I have a concern with 1 that it would detract from interoperability, for the kinds of reasons Anthony mentions. There is a very large amount of usage in which "eng" is intended to mean specifically modern English, and a very large amount of usage in which "ces" is intended to mean specifically modern Czech. I don't see who it would help to decide that these IDs encompass Old English and Old Czech respectively: the average modern-language user isn't likely going to be cataloguing content in Old English and Old Czech, and they certainly aren't going to be helped by having queries return records in the historic varieties. As for the specialist, they certainly don't want to catalog content as all "eng" and "ces", as Anthony has made clear. The only scenario in which maybe someone is helped is when the specialist wants a query to return records for all historic varieties. I don't see why they can't use a Boolean operator for that, but even if there was enough need for a single ID, I wouldn't be inclined to use "eng' and "ces" for that purpose: that would be helping the 0.01% scenario at the detriment of 99.99% of users.



Thus, I'm inclined towards 2. There is certainly willingness in general on the part of the ISO 639 JAC to code historic languages, so I have no doubt that IDs for things like Old Czech etc. would be provided so long as the need is clear and there's a sense that the historic boundaries deemed appropriate by philologists, research librarians, etc. are appropriate.







Peter





________________________________

From: Mark Davis [mailto:mark.davis at icu-project.org<mailto:mark.davis at icu-project.org>]
Sent: Thursday, February 15, 2007 8:55 AM
To: Anthony Aristar
Cc: LTRU Working Group; ietf-languages at alvestrand.no<mailto:ietf-languages at alvestrand.no>
Subject: [Ltru] Re: Ietf-languages Digest, Vol 50, Issue 15



Your quotation below omits the true author, and may leave the impression that I wrote a number of paragraphs that I do not agree with and did not write.
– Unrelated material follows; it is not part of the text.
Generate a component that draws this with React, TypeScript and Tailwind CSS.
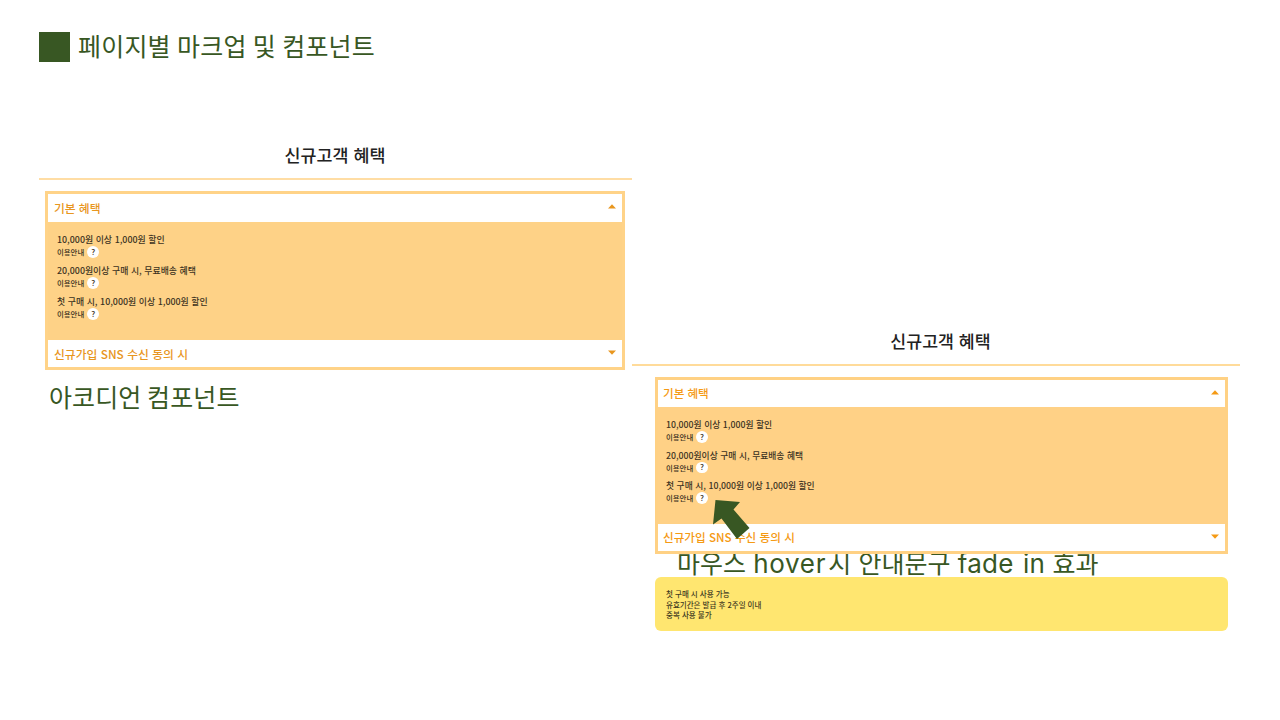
type Side = 'left' | 'right';

const benefits = [
  '10,000원 이상 1,000원 할인',
  '20,000원이상 구매 시, 무료배송 혜택',
  '첫 구매 시, 10,000원 이상 1,000원 할인',
];

function Caret({ up, color }: { up?: boolean; color: string }) {
  return (
    <svg width="8" height="5" viewBox="0 0 8 5" className="block">
      <path d={up ? 'M0 4.5 L4 0.3 L8 4.5 Z' : 'M0 0.5 L4 4.7 L8 0.5 Z'} fill={color} />
    </svg>
  );
}

function Accordion({ side }: { side: Side }) {
  const left = side === 'left';
  const color = left ? '#e8961e' : '#f59a14';
  const head = left
    ? 'flex items-center justify-between bg-white pl-[6px] pr-[6px] text-[11.8px] text-[#e8961e]'
    : 'flex items-center justify-between bg-white pl-[5.5px] pr-[5.5px] text-[11.6px] text-[#f59a14]';
  return (
    <div
      className={
        left
          ? 'flex h-[179px] w-[580px] flex-col border-[3px] border-[#ffd388] bg-[#fed287]'
          : 'flex h-[177px] w-[573px] flex-col border-[3px] border-[#ffd184] bg-[#ffd186]'
      }
    >
      <div className={head + (left ? ' h-[28px]' : ' h-[27px]')}>
        <span className="font-medium leading-none [word-spacing:0.5px]">기본 혜택</span>
        <div className="pb-[3px]">
          <Caret up color={color} />
        </div>
      </div>
      <div className={left ? 'h-[118px] pl-[9px] pt-[12px]' : 'h-[117px] pl-[8.5px] pt-[12px]'}>
        {benefits.map((b) => (
          <div key={b} className={left ? 'h-[30.8px] text-[#3c3222]' : 'h-[30.4px] text-[#3c3222]'}>
            <div
              className={
                left
                  ? 'flex h-[12px] items-center whitespace-nowrap text-[8.9px] font-medium [word-spacing:0.6px]'
                  : 'flex h-[12px] items-center whitespace-nowrap text-[8.75px] font-medium [word-spacing:0.6px]'
              }
            >
              {b}
            </div>
            <div className="flex h-[12px] items-center gap-[3px]">
              <span className="text-[7.4px] font-medium leading-none">이용안내</span>
              <span
                className={
                  left
                    ? 'flex size-[12px] items-center justify-center rounded-full bg-white text-[8px] font-medium leading-none'
                    : 'flex size-[11.5px] items-center justify-center rounded-full bg-white text-[8px] font-medium leading-none'
                }
              >
                ?
              </span>
            </div>
          </div>
        ))}
      </div>
      <div className={head + ' flex-1'}>
        <span className="pt-px font-medium leading-none [word-spacing:0.7px]">신규가입 SNS 수신 동의 시</span>
        <div className="pb-[2px]">
          <Caret color={color} />
        </div>
      </div>
    </div>
  );
}

export default function App() {
  return (
    <div className="h-[720px] w-[1280px] overflow-hidden bg-white pl-[39px] font-['Noto_Sans_CJK_KR',sans-serif]">
      <header className="flex h-[94px] items-center gap-[8px]">
        <div className="h-[30px] w-[31px] bg-[#385723]" />
        <h1 className="whitespace-nowrap pb-[4px] text-[25px] font-normal leading-none tracking-[0.2px] text-[#385723] [word-spacing:0.4px]">
          페이지별 마크업 및 컴포넌트
        </h1>
      </header>
      <main className="flex">
        <section className="w-[593px] pt-[38px]">
          <h2 className="flex h-[46px] items-center justify-center pr-px text-[17.4px] font-medium leading-none text-[#222] [word-spacing:1.2px]">
            신규고객 혜택
          </h2>
          <div className="h-[2px] bg-[#ffdda4]" />
          <div className="pl-[6px] pt-[11px]">
            <Accordion side="left" />
          </div>
          <p className="flex h-[53px] items-center pl-[10px] text-[25px] font-normal leading-none tracking-[0.1px] text-[#385723]">
            아코디언 컴포넌트
          </p>
        </section>
        <section className="w-[608px] pt-[224px]">
          <h2 className="flex h-[46px] items-center justify-center pl-[9px] text-[17.3px] font-medium leading-none text-[#222] [word-spacing:1px]">
            신규고객 혜택
          </h2>
          <div className="h-[2px] bg-[#ffdb9a]" />
          <div className="relative z-10 pl-[22.5px] pt-[11px]">
            <Accordion side="right" />
            <svg width="38" height="41" viewBox="0 0 38 41" className="absolute left-[80px] top-[133px]">
              <path d="M3.5 1 L28 3 L21.5 10.5 L37.5 29 L25 40 L9.5 19.5 L1 25.5 Z" fill="#385723" />
            </svg>
          </div>
          <div className="flex h-[22px] items-center pb-[3px] pl-[45px]">
            <p className="whitespace-pre text-[25px] font-normal leading-none text-[#385723] [word-spacing:1.6px]">
              마우스 <span className="font-['Inter'] text-[26px] tracking-[0.7px]">hover</span>
              <span className="pl-[2px]">시 안내문구</span>{' '}
              <span className="font-['Inter'] text-[26px] tracking-[0.3px]">fade in</span> 효과
            </p>
          </div>
          <div className="ml-[22.5px] mt-px flex h-[54px] w-[573px] flex-col rounded-[6px] bg-[#ffe670] pl-[11.5px] pt-[12px] text-[7.5px] font-medium leading-[10.5px] text-[#40391f] [word-spacing:0.4px]">
            <span>첫 구매 시 사용 가능</span>
            <span>유효기간은 발급 후 2주일 이내</span>
            <span>중복 사용 불가</span>
          </div>
        </section>
      </main>
    </div>
  );
}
I only wrote "Assume that old Czech ..." -- someone else wrote the "But is this a real problem...."

> Mark Davis wrote:
>
> > Assume that old Czech is as different from modern as fro is from fr.
>
> But is this a real problem?  How much total literature is written
...

That being said, there are two models that ISO could be using.

 1.  Overlapping. 'eng' means any English, modern or historic. 'ang' means specifically Old English, a subset of 'eng'. 'ces' means any Czech. There is no tag specifically for Old Czech.
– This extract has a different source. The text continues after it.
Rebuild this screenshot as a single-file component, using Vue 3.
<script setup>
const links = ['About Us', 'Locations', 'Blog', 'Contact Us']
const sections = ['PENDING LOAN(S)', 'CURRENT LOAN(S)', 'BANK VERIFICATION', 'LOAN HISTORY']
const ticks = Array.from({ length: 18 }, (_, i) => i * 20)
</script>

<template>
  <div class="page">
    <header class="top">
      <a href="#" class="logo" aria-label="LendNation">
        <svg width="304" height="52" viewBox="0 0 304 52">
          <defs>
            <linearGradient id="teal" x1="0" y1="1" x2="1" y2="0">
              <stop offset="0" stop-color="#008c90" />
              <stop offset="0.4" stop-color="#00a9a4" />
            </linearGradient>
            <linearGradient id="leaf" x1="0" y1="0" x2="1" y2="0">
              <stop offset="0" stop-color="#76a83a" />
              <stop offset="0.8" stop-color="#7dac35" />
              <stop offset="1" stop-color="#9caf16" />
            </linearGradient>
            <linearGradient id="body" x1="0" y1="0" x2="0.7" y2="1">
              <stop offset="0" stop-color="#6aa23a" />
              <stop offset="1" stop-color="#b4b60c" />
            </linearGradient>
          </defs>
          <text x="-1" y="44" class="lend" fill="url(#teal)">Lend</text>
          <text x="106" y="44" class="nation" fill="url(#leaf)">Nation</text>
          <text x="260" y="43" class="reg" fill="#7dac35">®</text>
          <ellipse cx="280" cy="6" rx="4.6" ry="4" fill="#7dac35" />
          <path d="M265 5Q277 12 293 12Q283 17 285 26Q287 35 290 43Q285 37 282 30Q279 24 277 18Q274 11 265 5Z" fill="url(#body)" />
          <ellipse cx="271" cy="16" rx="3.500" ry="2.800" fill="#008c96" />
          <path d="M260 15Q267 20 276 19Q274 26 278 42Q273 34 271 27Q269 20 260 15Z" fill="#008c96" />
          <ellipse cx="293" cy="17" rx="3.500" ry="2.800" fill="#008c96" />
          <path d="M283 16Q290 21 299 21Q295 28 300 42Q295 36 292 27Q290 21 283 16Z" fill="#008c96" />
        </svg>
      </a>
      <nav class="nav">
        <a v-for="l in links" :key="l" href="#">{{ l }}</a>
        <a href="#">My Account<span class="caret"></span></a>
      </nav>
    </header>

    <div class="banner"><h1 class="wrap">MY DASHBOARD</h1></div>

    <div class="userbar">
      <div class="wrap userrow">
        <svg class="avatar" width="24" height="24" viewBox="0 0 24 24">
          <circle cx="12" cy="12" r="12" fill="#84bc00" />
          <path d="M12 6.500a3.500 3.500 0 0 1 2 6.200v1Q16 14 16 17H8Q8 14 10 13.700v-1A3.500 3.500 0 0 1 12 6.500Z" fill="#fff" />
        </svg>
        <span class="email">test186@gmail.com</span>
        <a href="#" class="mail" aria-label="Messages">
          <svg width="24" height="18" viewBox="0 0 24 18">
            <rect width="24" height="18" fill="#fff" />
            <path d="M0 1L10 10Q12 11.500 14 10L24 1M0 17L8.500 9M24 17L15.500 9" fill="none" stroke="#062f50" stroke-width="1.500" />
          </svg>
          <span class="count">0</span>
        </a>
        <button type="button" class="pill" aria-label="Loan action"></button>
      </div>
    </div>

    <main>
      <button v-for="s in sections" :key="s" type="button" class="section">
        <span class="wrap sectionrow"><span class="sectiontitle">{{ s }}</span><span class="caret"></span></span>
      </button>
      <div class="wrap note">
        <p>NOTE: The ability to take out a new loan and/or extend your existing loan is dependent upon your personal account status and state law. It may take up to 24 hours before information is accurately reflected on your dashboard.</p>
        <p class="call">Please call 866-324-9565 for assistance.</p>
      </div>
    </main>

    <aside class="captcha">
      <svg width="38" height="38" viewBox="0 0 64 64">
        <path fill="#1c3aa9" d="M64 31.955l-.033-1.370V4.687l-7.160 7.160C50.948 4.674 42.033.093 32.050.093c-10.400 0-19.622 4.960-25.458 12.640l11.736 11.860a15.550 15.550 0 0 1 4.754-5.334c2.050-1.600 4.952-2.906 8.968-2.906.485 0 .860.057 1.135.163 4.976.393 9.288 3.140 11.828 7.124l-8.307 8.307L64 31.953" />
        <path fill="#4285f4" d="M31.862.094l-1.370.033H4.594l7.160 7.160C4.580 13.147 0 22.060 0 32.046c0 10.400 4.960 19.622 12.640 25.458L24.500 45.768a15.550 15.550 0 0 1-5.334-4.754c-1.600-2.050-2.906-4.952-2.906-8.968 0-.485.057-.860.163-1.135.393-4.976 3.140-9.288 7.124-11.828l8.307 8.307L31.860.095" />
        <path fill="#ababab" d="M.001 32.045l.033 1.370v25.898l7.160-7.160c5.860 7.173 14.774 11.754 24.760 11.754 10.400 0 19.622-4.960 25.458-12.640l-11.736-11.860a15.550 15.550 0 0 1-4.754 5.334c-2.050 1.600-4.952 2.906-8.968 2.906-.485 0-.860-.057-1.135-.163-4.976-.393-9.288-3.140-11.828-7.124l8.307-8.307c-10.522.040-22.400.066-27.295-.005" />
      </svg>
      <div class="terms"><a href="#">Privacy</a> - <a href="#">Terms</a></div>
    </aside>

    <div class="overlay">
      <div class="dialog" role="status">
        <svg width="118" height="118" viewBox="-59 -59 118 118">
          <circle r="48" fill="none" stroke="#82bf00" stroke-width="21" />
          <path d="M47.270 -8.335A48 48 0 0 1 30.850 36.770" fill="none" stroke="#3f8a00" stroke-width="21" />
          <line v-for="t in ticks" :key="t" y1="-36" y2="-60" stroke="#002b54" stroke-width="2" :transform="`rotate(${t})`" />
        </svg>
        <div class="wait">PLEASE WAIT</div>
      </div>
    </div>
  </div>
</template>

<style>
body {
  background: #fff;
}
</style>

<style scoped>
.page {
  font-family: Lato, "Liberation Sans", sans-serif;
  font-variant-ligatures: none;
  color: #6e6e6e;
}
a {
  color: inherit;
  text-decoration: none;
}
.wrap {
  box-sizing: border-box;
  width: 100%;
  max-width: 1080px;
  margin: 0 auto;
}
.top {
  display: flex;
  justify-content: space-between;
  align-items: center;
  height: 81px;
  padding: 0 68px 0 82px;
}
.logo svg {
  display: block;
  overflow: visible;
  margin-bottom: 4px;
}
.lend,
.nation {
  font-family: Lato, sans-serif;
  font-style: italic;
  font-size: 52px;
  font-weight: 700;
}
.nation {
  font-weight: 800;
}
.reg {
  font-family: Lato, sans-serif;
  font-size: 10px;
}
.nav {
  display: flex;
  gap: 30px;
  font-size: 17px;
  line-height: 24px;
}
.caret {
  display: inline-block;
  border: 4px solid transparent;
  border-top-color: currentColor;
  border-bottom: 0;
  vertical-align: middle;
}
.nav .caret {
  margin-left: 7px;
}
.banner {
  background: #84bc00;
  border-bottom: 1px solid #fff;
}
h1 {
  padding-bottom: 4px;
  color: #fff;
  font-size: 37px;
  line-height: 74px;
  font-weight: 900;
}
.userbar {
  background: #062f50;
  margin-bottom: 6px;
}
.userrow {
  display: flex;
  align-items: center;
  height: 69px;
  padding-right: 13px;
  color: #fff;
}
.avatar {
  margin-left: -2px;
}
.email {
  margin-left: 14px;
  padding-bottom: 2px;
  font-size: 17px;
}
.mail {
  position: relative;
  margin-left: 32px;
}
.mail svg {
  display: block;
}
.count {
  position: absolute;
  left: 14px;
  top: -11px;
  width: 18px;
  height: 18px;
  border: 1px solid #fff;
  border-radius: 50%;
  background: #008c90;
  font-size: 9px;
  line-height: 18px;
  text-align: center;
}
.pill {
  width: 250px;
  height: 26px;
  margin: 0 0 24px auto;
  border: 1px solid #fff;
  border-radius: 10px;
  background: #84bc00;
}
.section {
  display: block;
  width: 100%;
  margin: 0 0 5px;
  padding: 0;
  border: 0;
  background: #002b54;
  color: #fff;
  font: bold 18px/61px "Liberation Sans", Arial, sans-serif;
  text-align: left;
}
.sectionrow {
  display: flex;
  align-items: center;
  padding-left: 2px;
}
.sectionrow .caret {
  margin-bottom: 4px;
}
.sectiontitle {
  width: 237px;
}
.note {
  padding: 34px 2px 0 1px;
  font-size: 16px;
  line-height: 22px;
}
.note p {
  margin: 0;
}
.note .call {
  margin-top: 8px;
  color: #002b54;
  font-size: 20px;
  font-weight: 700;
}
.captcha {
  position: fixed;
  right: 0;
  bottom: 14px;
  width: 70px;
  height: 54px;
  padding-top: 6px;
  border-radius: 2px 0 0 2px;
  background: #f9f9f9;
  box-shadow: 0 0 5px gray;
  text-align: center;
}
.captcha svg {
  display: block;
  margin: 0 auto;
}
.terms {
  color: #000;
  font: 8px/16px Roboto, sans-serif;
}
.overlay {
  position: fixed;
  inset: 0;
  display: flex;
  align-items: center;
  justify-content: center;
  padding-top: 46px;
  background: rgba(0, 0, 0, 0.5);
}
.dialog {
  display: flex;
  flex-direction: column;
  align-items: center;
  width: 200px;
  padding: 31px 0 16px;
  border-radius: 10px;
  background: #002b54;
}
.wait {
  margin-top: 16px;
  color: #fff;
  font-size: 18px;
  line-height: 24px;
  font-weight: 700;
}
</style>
    *   so I could tag Beowulf with 'ang' or 'eng', but Shakespeare, Austen, and Robin Williams only with 'eng'.
    *   Smil Flaška z Pardubic and Václav Havel are both tagged with 'ces'.
    *   Requests for BCP 47 variant tags for Shakespearean English (en-SHAKESPR) or old Czech (cs-OLDCZECH) would be legitimate.
    *   A request for a variant tag for only modern English (en-MODENGL), thus excluding Old English, would be legitimate.

 1.  Disjoint. 'eng' means only modern English, 'ang' means Old English, 'ces' means only modern Czech. There is no tag at all (currently) for Old Czech.
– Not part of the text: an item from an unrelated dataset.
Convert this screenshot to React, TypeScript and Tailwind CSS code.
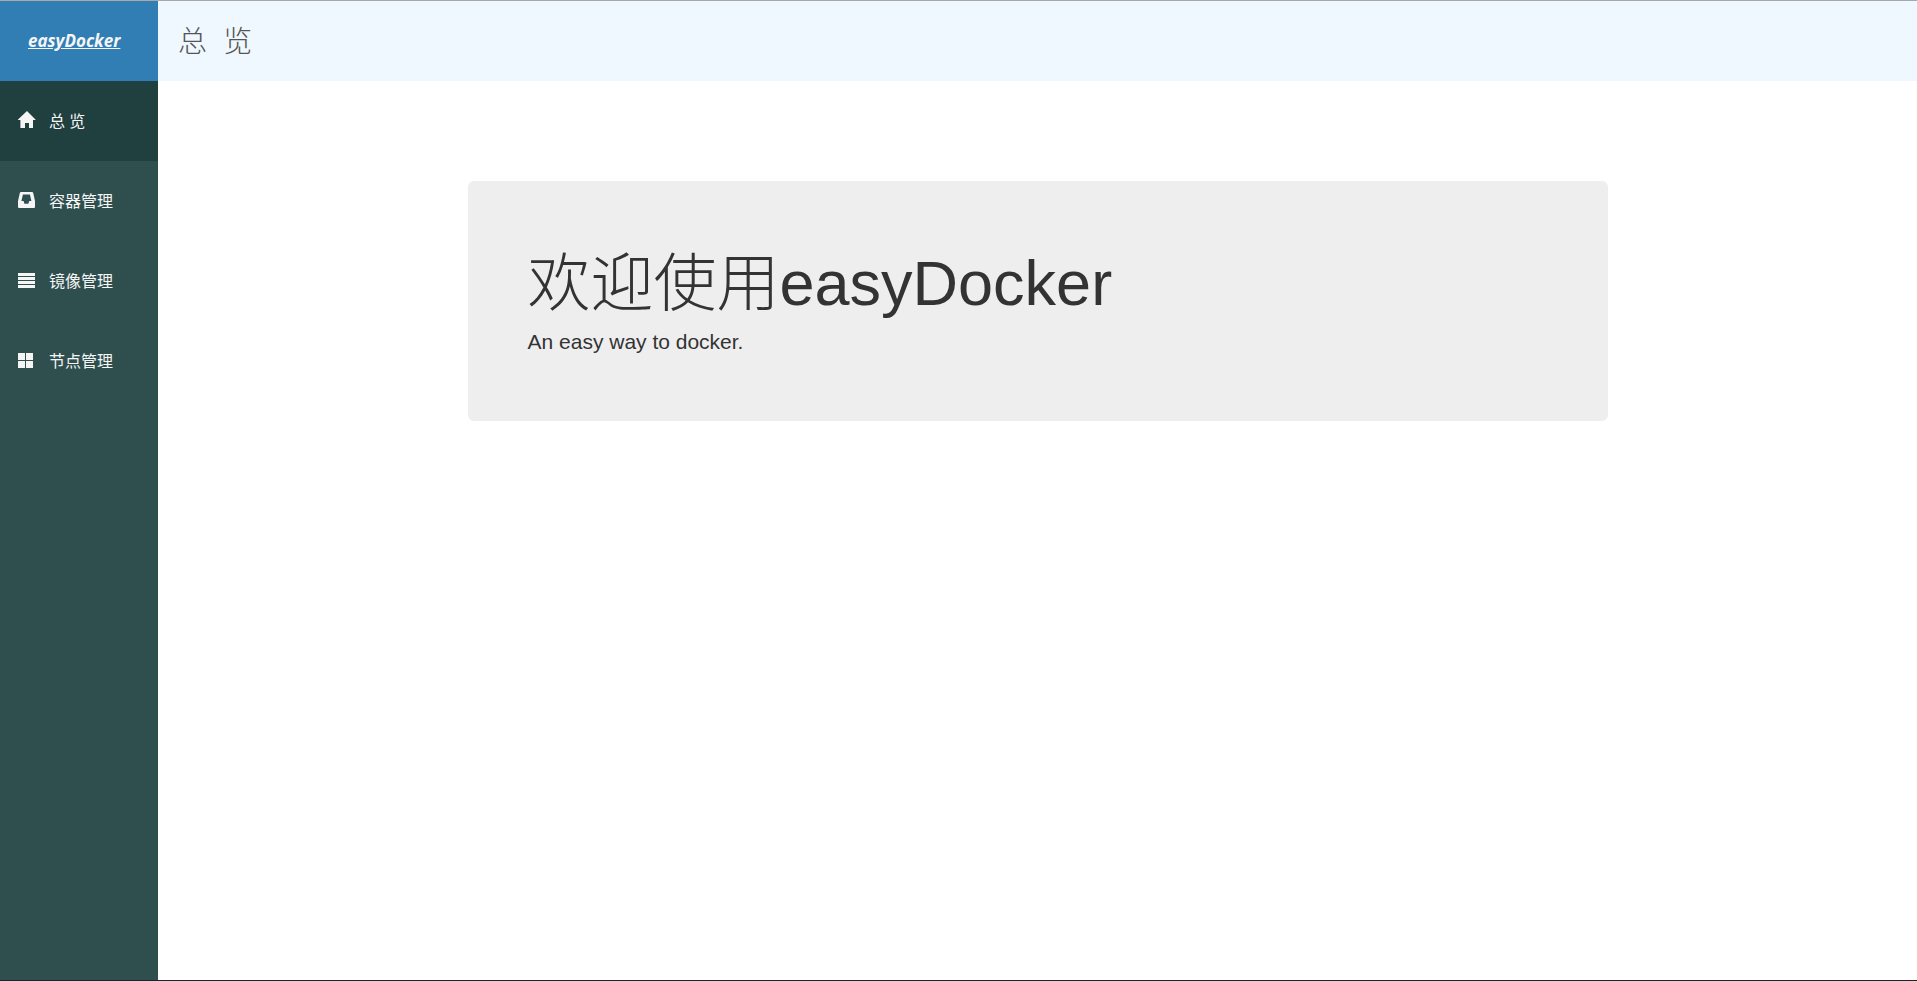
import type { ReactNode } from "react";

const navItems: { label: string; icon: ReactNode; active?: boolean }[] = [
  {
    label: "总 览",
    active: true,
    icon: <path d="M9 -1 L17.5 7.6 V8 H15 V16 H11 V11 H7 V16 H2.4 V8 H0 V7.6 Z" />,
  },
  {
    label: "容器管理",
    icon: (
      <path
        fillRule="evenodd"
        d="M3 0 H14 Q15 0 15.2 1 L17 9 V15 Q17 16 16 16 H1 Q0 16 0 15 V9 L1.8 1 Q2 0 3 0 Z M4.9 2.6 L3.4 9 H5.6 L6.4 11.8 H10.4 L11.2 9 H13.4 L11.9 2.6 Z"
      />
    ),
  },
  {
    label: "镜像管理",
    icon: <path d="M0 1h17v3H0z M0 5h17v3H0z M0 9h17v3H0z M0 13h17v3H0z" />,
  },
  {
    label: "节点管理",
    icon: <path d="M0 1h7v7H0z M8 1h7v7H8z M0 9h7v7H0z M8 9h7v7H8z" />,
  },
];

export default function App() {
  return (
    <div className="flex min-h-screen border-t border-b border-t-[#a9a9a9] border-b-[#1c232b] bg-white font-['Liberation_Sans','Noto_Sans_CJK_SC',sans-serif] text-[#333333]">
      <aside className="w-[158px] shrink-0 bg-[#2f4f4f] font-['Open_Sans','Noto_Sans_CJK_SC',sans-serif] text-base text-[#f5f5f5]">
        <a
          href="#"
          className="flex h-20 items-center bg-[#317eb5] px-7 text-[17px] font-bold italic underline"
        >
          easyDocker
        </a>
        <nav>
          {navItems.map((item) => (
            <a
              key={item.label}
              href="#"
              className={`flex h-20 items-center gap-[13px] pl-[18px] ${item.active ? "bg-[#203f3f]" : ""}`}
            >
              <svg
                viewBox="0 0 18 18"
                className="h-[18px] w-[18px] shrink-0 overflow-visible fill-[#f5f5f5]"
                aria-hidden="true"
              >
                {item.icon}
              </svg>
              {item.label}
            </a>
          ))}
        </nav>
      </aside>
      <div className="min-w-0 flex-1">
        <header className="flex h-20 items-center bg-[#f0f8ff] px-5 pt-0.5">
          <h2 className="text-[29px] leading-8 font-light text-[#555555]">总{"\u00a0\u00a0"}览</h2>
        </header>
        <main className="px-4 pt-[100px]">
          <section className="mx-auto max-w-[1140px] rounded-md bg-[#eeeeee] px-[60px] pt-[68px] pb-[64px]">
            <h1 className="text-[63px] leading-[68px] font-light">欢迎使用easyDocker</h1>
            <p className="mt-[10px] text-[21px] leading-[30px]">An easy way to docker.</p>
          </section>
        </main>
      </div>
    </div>
  );
}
    *   so I could tag Beowulf with 'ang' only.
    *   and there is no valid current code for tagging for Smil Flaška z Pardubic
    *   A request for BCP 47 variant tags for Shakespearean English (en-SHAKESPR) would be legitimate
    *   A request for a registered old Czech language tag (oldczech) would be legitimate. (However "primary languages are strongly RECOMMENDED for registration with ISO 639, and proposals rejected by ISO 639/RA will be closely scrutinized before they are registered with IANA." )

I don't think they are using model number one, but we need to find out.

Mark

On 2/15/07, Anthony Aristar < aristar at linguistlist.org<mailto:aristar at linguistlist.org>> wrote:

With all due respect, this seems like a very odd discussion from my
perspective  as a linguistics professor.  The discussion seems to
presuppose that all that matters is whether Microsoft is going to one
day produce a version of Word in Middle High German or Old English, or
how many texts exist in a language.

But the ISO 639 codes are used for much more than this.  In particular,
they are used to ensure interoperability, allowing material of the same
linguistic nature to be found in searches, and to be compared using the
linguistic ontologies that are now being developed.  If I am a scholar
searching for texts in Old English (or Old High German, for that
matter) and everyone has been cavalier enough to code such material
with eng and deu, what the search engines return will be utterly
useless to me.  I am going to be flooded with such a quantity of
material in Modern English and Modern German that searching through it
will be essentially impossible.

So if you really believe that it doesn't matter if you code English
material as eng, whatever its period, what you're really saying is that
you don't really care about interoperability, and that you don't really
care about scholarship.

                **************************************
Anthony Aristar, Director, Institute for Language Information & Technology
                   Professor of Linguistics
Moderator, LINGUIST               Principal Investigator, EMELD Project
Linguistics Program
Dept. of English                  aristar at linguistlist.org<mailto:aristar at linguistlist.org>
Eastern Michigan University            2000 Huron River Dr, Suite 104
Ypsilanti, MI 48197
U.S.A.

URL: http://linguistlist.org/aristar/
                **************************************

> Mark Davis wrote:
>
> > Assume that old Czech is as different from modern as fro is from fr.
>
> But is this a real problem?  How much total literature is written
> and available in different variations of Czech?  My prejudice says
> that as a nation with a language and literature of its own, Czech
> is about as young as Finnish, Norwegian or Serbian, i.e. 19th
> century.  Can you give any concrete examples when not having a
> separate *code* for pre-renaissance Czech is a practical problem?
>
> Linguists of course have *names* for Swedish of all ages, but I
> see no real use for having ISO or the IETF specify language
> *codes*.  I could be wrong, but if so please enlighten and correct
> me.  Nobody is going to translate OpenOffice or Mozilla to the
> language spoken by vikings (Old Norse) or the Swedish used during
> the Lutheran reformation (called New Swedish, ironically).
>
> Yes, there is now a branch of Wikipedia in Old English
> ( ang.wikipedia.org<http://ang.wikipedia.org>), but that is a rare exception.  I don't expect
> this to happen in other languages.  Ang has now 744 articles,
> compared to the 11,000 articles of the Latin Wikipedia.